Task brief
Return the material word for word. Do not include the pictures.

Code that builds pages

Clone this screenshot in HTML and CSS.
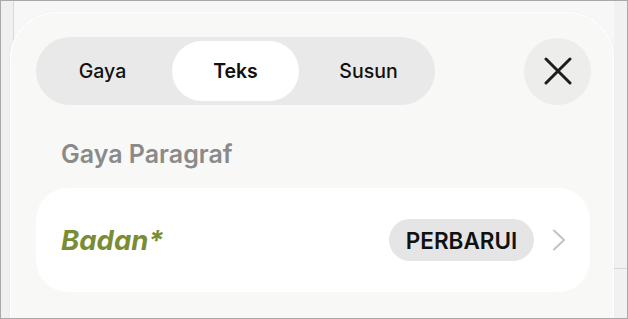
FILE: index.html
```html
<!DOCTYPE html>
<html lang="id">
<head>
<meta charset="utf-8">
<title>Format</title>
<link rel="stylesheet" href="styles.css">
</head>
<body>
<div class="frame">
  <div class="sheet">
    <div class="header">
      <div class="segmented">
        <div class="seg"><span class="seg-label">Gaya</span></div>
        <div class="seg"><span class="seg-label active">Teks</span></div>
        <div class="seg"><span class="seg-label">Susun</span></div>
      </div>
      <button class="close" aria-label="Tutup">
        <svg width="28" height="28" viewBox="0 0 28 28"><path d="M2 2 L26 26 M26 2 L2 26" stroke="#1d1d1d" stroke-width="3" stroke-linecap="round" fill="none"/></svg>
      </button>
    </div>
    <div class="section-title">Gaya Paragraf</div>
    <div class="card">
      <span class="style-name">Badan*</span>
      <div class="card-actions">
        <span class="update">PERBARUI</span>
        <svg class="chev" width="14" height="22" viewBox="0 0 14 22"><path d="M2 1.5 L12 11 L2 20.5" stroke="#c3c3c3" stroke-width="2" stroke-linecap="round" stroke-linejoin="round" fill="none"/></svg>
      </div>
    </div>
  </div>
</div>
</body>
</html>
```
FILE: styles.css
```css
html, body {
  margin: 0;
  padding: 0;
}
body {
  font-family: Inter, "Noto Sans", "Liberation Sans", sans-serif;
  background: #ffffff;
}
.frame {
  border: 1px solid #a9a9a9;
  overflow: hidden;
  padding: 11px 0 0 9px;
  box-sizing: content-box;
  width: 617px;
  height: 306px;
  background:
    linear-gradient(#d8d8d8, #d8d8d8) right 0 top 267px / 13px 1px no-repeat,
    linear-gradient(to right, #f0f0f0 0 12px, #dadada 12px 13px, #f7f7f7 13px 613px, #f1f1f1 613px);
}
.sheet {
  width: 602px;
  height: 330px;
  border: 1px solid #ffffff;
  border-bottom: none;
  border-radius: 46px 46px 0 0;
  background: #f8f8f6;
  box-shadow: 0 0 2px rgba(0,0,0,0.05);
}
.header {
  display: flex;
  justify-content: space-between;
  align-items: center;
  padding: 24px 22px 0 25px;
}
.segmented {
  display: grid;
  grid-template-columns: repeat(3, 133px);
  height: 68px;
  border-radius: 34px;
  background: #e9e9e9;
}
.seg {
  display: flex;
  padding: 4px 3px;
}
.seg-label {
  flex: 1;
  display: flex;
  align-items: center;
  justify-content: center;
  font-size: 19.5px;
  font-weight: 500;
  color: #111111;
  border-radius: 31px;
}
.seg-label.active {
  background: #ffffff;
  font-weight: 600;
}
.close {
  width: 67px;
  height: 67px;
  border: none;
  border-radius: 50%;
  background: #ededec;
  display: flex;
  align-items: center;
  justify-content: center;
  padding: 0;
}
.section-title {
  margin: 34px 0 0 50px;
  font-size: 25px;
  font-weight: 600;
  color: #8a8a8a;
  line-height: 30px;
}
.card {
  margin: 19px 23px 0 25px;
  height: 104px;
  background: #ffffff;
  border-radius: 32px;
  display: flex;
  align-items: center;
  justify-content: space-between;
  padding: 0 24px 0 25px;
}
.style-name {
  font-size: 27.5px;
  font-weight: 700;
  font-style: italic;
  color: #7a8d34;
}
.card-actions {
  display: flex;
  align-items: center;
  gap: 18px;
}
.update {
  display: flex;
  align-items: center;
  justify-content: center;
  width: 145px;
  height: 42px;
  border-radius: 21px;
  background: #e5e5e5;
  font-size: 22.5px;
  font-weight: 600;
  color: #111111;
}
.chev {
  display: block;
}
```
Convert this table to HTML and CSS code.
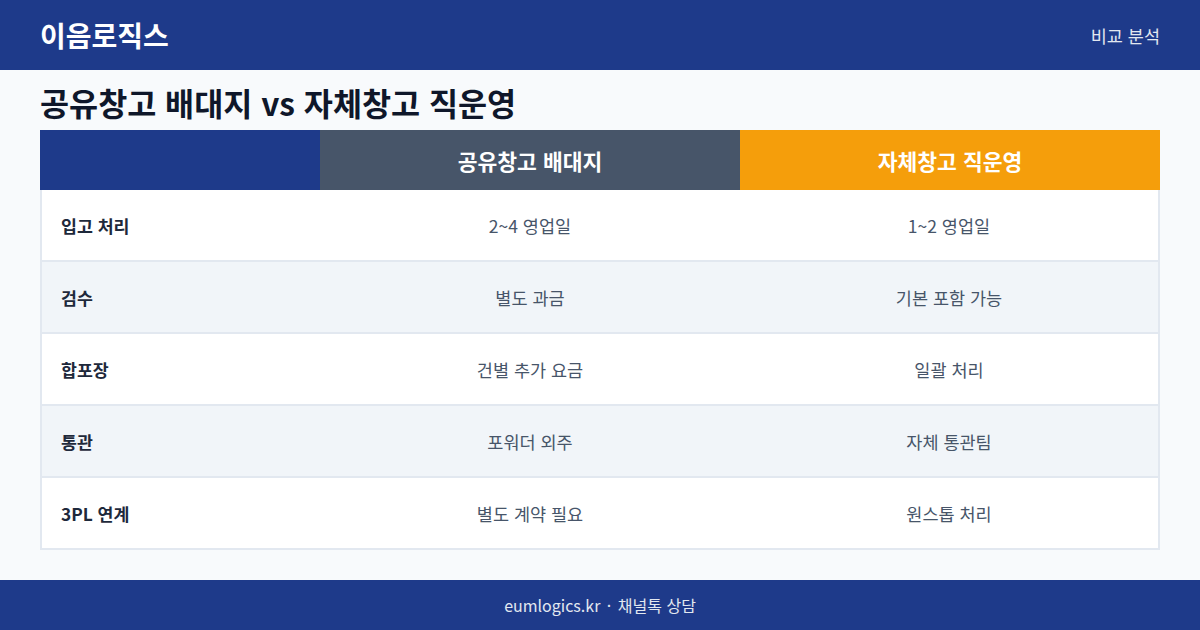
FILE: index.html
```html
<!DOCTYPE html>
<html lang="ko">
<head>
<meta charset="utf-8">
<link rel="stylesheet" href="styles.css">
</head>
<body>
<header class="topbar">
  <div class="logo">이음로직스</div>
  <div class="tag">비교 분석</div>
</header>
<main class="main">
  <h1 class="title">공유창고 배대지 vs 자체창고 직운영</h1>
  <div class="table">
    <div class="th th-blank"></div>
    <div class="th th-shared">공유창고 배대지</div>
    <div class="th th-own">자체창고 직운영</div>

    <div class="td label">입고 처리</div>
    <div class="td val">2~4 영업일</div>
    <div class="td val last">1~2 영업일</div>

    <div class="td label alt">검수</div>
    <div class="td val alt">별도 과금</div>
    <div class="td val last alt">기본 포함 가능</div>

    <div class="td label">합포장</div>
    <div class="td val">건별 추가 요금</div>
    <div class="td val last">일괄 처리</div>

    <div class="td label alt">통관</div>
    <div class="td val alt">포워더 외주</div>
    <div class="td val last alt">자체 통관팀</div>

    <div class="td label">3PL 연계</div>
    <div class="td val">별도 계약 필요</div>
    <div class="td val last">원스톱 처리</div>
  </div>
</main>
<footer class="footer">eumlogics.kr <span class="dot">·</span> 채널톡 상담</footer>
</body>
</html>
```
FILE: styles.css
```css
* { box-sizing: border-box; margin: 0; padding: 0; }
html, body { width: 1200px; height: 630px; overflow: hidden; }
body {
  font-family: "Noto Sans CJK KR", "Noto Sans", sans-serif;
  background: #f8fafc;
  display: flex;
  flex-direction: column;
}
.topbar {
  height: 70px;
  background: #1e3a8a;
  color: #fff;
  display: flex;
  align-items: center;
  justify-content: space-between;
  padding: 0 40px;
  flex: none;
}
.logo { font-size: 28px; font-weight: 700; }
.tag { font-size: 17.5px; color: #e2e8f0; }
.main { flex: 1; padding: 0 40px; }
.title {
  height: 60px;
  display: flex;
  align-items: center;
  padding-top: 4px;
  font-size: 31.6px;
  font-weight: 700;
  color: #0f172a;
}
.table {
  display: grid;
  grid-template-columns: 280px 420px 420px;
}
.th {
  height: 60px;
  display: flex;
  align-items: center;
  justify-content: center;
  color: #fff;
  font-size: 21.5px;
  font-weight: 700;
}
.th-blank { background: #1e3a8a; }
.th-shared { background: #475569; }
.th-own { background: #f59e0b; }
.td {
  height: 72px;
  display: flex;
  align-items: center;
  background: #fff;
  border-bottom: 2px solid #e2e8f0;
  font-size: 17.5px;
}
.td.alt { background: #f1f5f9; }
.label {
  border-left: 2px solid #e2e8f0;
  padding-left: 19px;
  font-size: 17.3px;
  font-weight: 700;
  color: #1e293b;
}
.val { justify-content: center; color: #475569; }
.last { border-right: 2px solid #e2e8f0; }
.footer {
  height: 50px;
  flex: none;
  background: #1e3a8a;
  color: #e2e8f0;
  font-size: 16px;
  display: flex;
  align-items: center;
  justify-content: center;
  white-space: pre;
}
.dot { margin: 0 2px; }
```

Task solution
Clone this screenshot in HTML and CSS.
FILE: index.html
```html
<!DOCTYPE html>
<html lang="id">
<head>
<meta charset="utf-8">
<title>Format</title>
<link rel="stylesheet" href="styles.css">
</head>
<body>
<div class="frame">
  <div class="sheet">
    <div class="header">
      <div class="segmented">
        <div class="seg"><span class="seg-label">Gaya</span></div>
        <div class="seg"><span class="seg-label active">Teks</span></div>
        <div class="seg"><span class="seg-label">Susun</span></div>
      </div>
      <button class="close" aria-label="Tutup">
        <svg width="28" height="28" viewBox="0 0 28 28"><path d="M2 2 L26 26 M26 2 L2 26" stroke="#1d1d1d" stroke-width="3" stroke-linecap="round" fill="none"/></svg>
      </button>
    </div>
    <div class="section-title">Gaya Paragraf</div>
    <div class="card">
      <span class="style-name">Badan*</span>
      <div class="card-actions">
        <span class="update">PERBARUI</span>
        <svg class="chev" width="14" height="22" viewBox="0 0 14 22"><path d="M2 1.5 L12 11 L2 20.5" stroke="#c3c3c3" stroke-width="2" stroke-linecap="round" stroke-linejoin="round" fill="none"/></svg>
      </div>
    </div>
  </div>
</div>
</body>
</html>
```
FILE: styles.css
```css
html, body {
  margin: 0;
  padding: 0;
}
body {
  font-family: Inter, "Noto Sans", "Liberation Sans", sans-serif;
  background: #ffffff;
}
.frame {
  border: 1px solid #a9a9a9;
  overflow: hidden;
  padding: 11px 0 0 9px;
  box-sizing: content-box;
  width: 617px;
  height: 306px;
  background:
    linear-gradient(#d8d8d8, #d8d8d8) right 0 top 267px / 13px 1px no-repeat,
    linear-gradient(to right, #f0f0f0 0 12px, #dadada 12px 13px, #f7f7f7 13px 613px, #f1f1f1 613px);
}
.sheet {
  width: 602px;
  height: 330px;
  border: 1px solid #ffffff;
  border-bottom: none;
  border-radius: 46px 46px 0 0;
  background: #f8f8f6;
  box-shadow: 0 0 2px rgba(0,0,0,0.05);
}
.header {
  display: flex;
  justify-content: space-between;
  align-items: center;
  padding: 24px 22px 0 25px;
}
.segmented {
  display: grid;
  grid-template-columns: repeat(3, 133px);
  height: 68px;
  border-radius: 34px;
  background: #e9e9e9;
}
.seg {
  display: flex;
  padding: 4px 3px;
}
.seg-label {
  flex: 1;
  display: flex;
  align-items: center;
  justify-content: center;
  font-size: 19.5px;
  font-weight: 500;
  color: #111111;
  border-radius: 31px;
}
.seg-label.active {
  background: #ffffff;
  font-weight: 600;
}
.close {
  width: 67px;
  height: 67px;
  border: none;
  border-radius: 50%;
  background: #ededec;
  display: flex;
  align-items: center;
  justify-content: center;
  padding: 0;
}
.section-title {
  margin: 34px 0 0 50px;
  font-size: 25px;
  font-weight: 600;
  color: #8a8a8a;
  line-height: 30px;
}
.card {
  margin: 19px 23px 0 25px;
  height: 104px;
  background: #ffffff;
  border-radius: 32px;
  display: flex;
  align-items: center;
  justify-content: space-between;
  padding: 0 24px 0 25px;
}
.style-name {
  font-size: 27.5px;
  font-weight: 700;
  font-style: italic;
  color: #7a8d34;
}
.card-actions {
  display: flex;
  align-items: center;
  gap: 18px;
}
.update {
  display: flex;
  align-items: center;
  justify-content: center;
  width: 145px;
  height: 42px;
  border-radius: 21px;
  background: #e5e5e5;
  font-size: 22.5px;
  font-weight: 600;
  color: #111111;
}
.chev {
  display: block;
}
```
Convert this table to HTML and CSS code.
FILE: index.html
```html
<!DOCTYPE html>
<html lang="ko">
<head>
<meta charset="utf-8">
<link rel="stylesheet" href="styles.css">
</head>
<body>
<header class="topbar">
  <div class="logo">이음로직스</div>
  <div class="tag">비교 분석</div>
</header>
<main class="main">
  <h1 class="title">공유창고 배대지 vs 자체창고 직운영</h1>
  <div class="table">
    <div class="th th-blank"></div>
    <div class="th th-shared">공유창고 배대지</div>
    <div class="th th-own">자체창고 직운영</div>

    <div class="td label">입고 처리</div>
    <div class="td val">2~4 영업일</div>
    <div class="td val last">1~2 영업일</div>

    <div class="td label alt">검수</div>
    <div class="td val alt">별도 과금</div>
    <div class="td val last alt">기본 포함 가능</div>

    <div class="td label">합포장</div>
    <div class="td val">건별 추가 요금</div>
    <div class="td val last">일괄 처리</div>

    <div class="td label alt">통관</div>
    <div class="td val alt">포워더 외주</div>
    <div class="td val last alt">자체 통관팀</div>

    <div class="td label">3PL 연계</div>
    <div class="td val">별도 계약 필요</div>
    <div class="td val last">원스톱 처리</div>
  </div>
</main>
<footer class="footer">eumlogics.kr <span class="dot">·</span> 채널톡 상담</footer>
</body>
</html>
```
FILE: styles.css
```css
* { box-sizing: border-box; margin: 0; padding: 0; }
html, body { width: 1200px; height: 630px; overflow: hidden; }
body {
  font-family: "Noto Sans CJK KR", "Noto Sans", sans-serif;
  background: #f8fafc;
  display: flex;
  flex-direction: column;
}
.topbar {
  height: 70px;
  background: #1e3a8a;
  color: #fff;
  display: flex;
  align-items: center;
  justify-content: space-between;
  padding: 0 40px;
  flex: none;
}
.logo { font-size: 28px; font-weight: 700; }
.tag { font-size: 17.5px; color: #e2e8f0; }
.main { flex: 1; padding: 0 40px; }
.title {
  height: 60px;
  display: flex;
  align-items: center;
  padding-top: 4px;
  font-size: 31.6px;
  font-weight: 700;
  color: #0f172a;
}
.table {
  display: grid;
  grid-template-columns: 280px 420px 420px;
}
.th {
  height: 60px;
  display: flex;
  align-items: center;
  justify-content: center;
  color: #fff;
  font-size: 21.5px;
  font-weight: 700;
}
.th-blank { background: #1e3a8a; }
.th-shared { background: #475569; }
.th-own { background: #f59e0b; }
.td {
  height: 72px;
  display: flex;
  align-items: center;
  background: #fff;
  border-bottom: 2px solid #e2e8f0;
  font-size: 17.5px;
}
.td.alt { background: #f1f5f9; }
.label {
  border-left: 2px solid #e2e8f0;
  padding-left: 19px;
  font-size: 17.3px;
  font-weight: 700;
  color: #1e293b;
}
.val { justify-content: center; color: #475569; }
.last { border-right: 2px solid #e2e8f0; }
.footer {
  height: 50px;
  flex: none;
  background: #1e3a8a;
  color: #e2e8f0;
  font-size: 16px;
  display: flex;
  align-items: center;
  justify-content: center;
  white-space: pre;
}
.dot { margin: 0 2px; }
```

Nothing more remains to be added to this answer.